Taken in 1890, in the aftermath of Wounded Knee. This photograph appears to show the same family, plus a couple of extra children, possibly Lightning as well as White Woman this time (8-9) and Thunder Comes Out (13). According to my second hand report of the 1887 census Crow Dog's family then consisted of himself, two wives, one adult daughter, three daughters aged between 13 and 5 and four sons aged between 12 and 2. That child would have been 5 when this photograph was taken. It would seem that Crow Dog's 1st wife was deceased by 1887*.

Now, here is the problem. Although every source on One Who Walks with the Stars says she was Crow Dog's wife, pretty much every source I've found on Crow Dog says his wives were Good Home, Cook Her (or Cooks the Pot or possibly Catches Her) and one other, given in the 1887 census* as Leaves Her Rock, though I've also seen Jumping Elk mentioned. One name which never comes up is One Who Walks with the Stars.
Actually, not quite never. I've found one note which says she was the first wife of Jerome Crow Dog, Crow Dog's eldest son, who was born c.1853. Here is a quote which may attest to the confusion between the two men... at any rate, it attests to confusion.
According to Leonard**, Crow Dog took the name Kangi Shunka Manitou after his first fight with enemies. It means Crow Coyote, not Crow Dog, but an interpreter translated it wrongly and the name stuck. Later at the reservation a census taker gave him the Christian name Jerome, so he´s also known as Jerome Crow Dog in official records.
It does seem clear that by the later 19th century, 'Crow Dog' was functioning like a European family name, so you find lots of people called 'Mary Crow Dog', 'Alexander Crow Dog'. They may be Crow Dog's descendents or spouses of his descendents. Contemporaries of Crow Dog's eldest son(s), like the men who told the story of Walks with the Stars to Miller in the mid-20th century, may have got used to referring to them simply as Crow Dog by then.

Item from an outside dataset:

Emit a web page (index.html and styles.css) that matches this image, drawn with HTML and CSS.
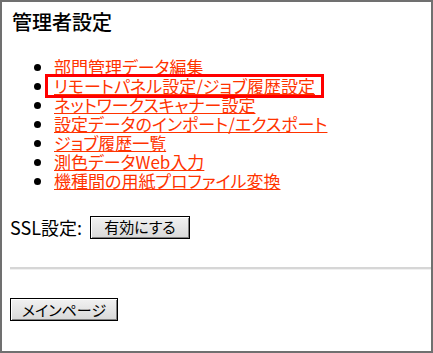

At any rate the answer to the mystery makes a difference as far as One Who Walks with the Stars is concerned. Imagine you want to write the story of her engagement at Little Big Horn. On the one hand, you have Crow Dog's wife, probably born before 1840, a mature woman with adult children and little ones to worry about on the field of battle, on the other, his newly married daughter-in-law, probably under 20 and perhaps still childless.

I expect only the census* can shed light on this matter and even then, without recorded births and deaths, with name changes and varying translations, it may not be easy.

 Sources and footnotes: 
*The 1887 census for Rosebud can be viewed here. Crow Dog was in the Brule #2 band, under the letter C.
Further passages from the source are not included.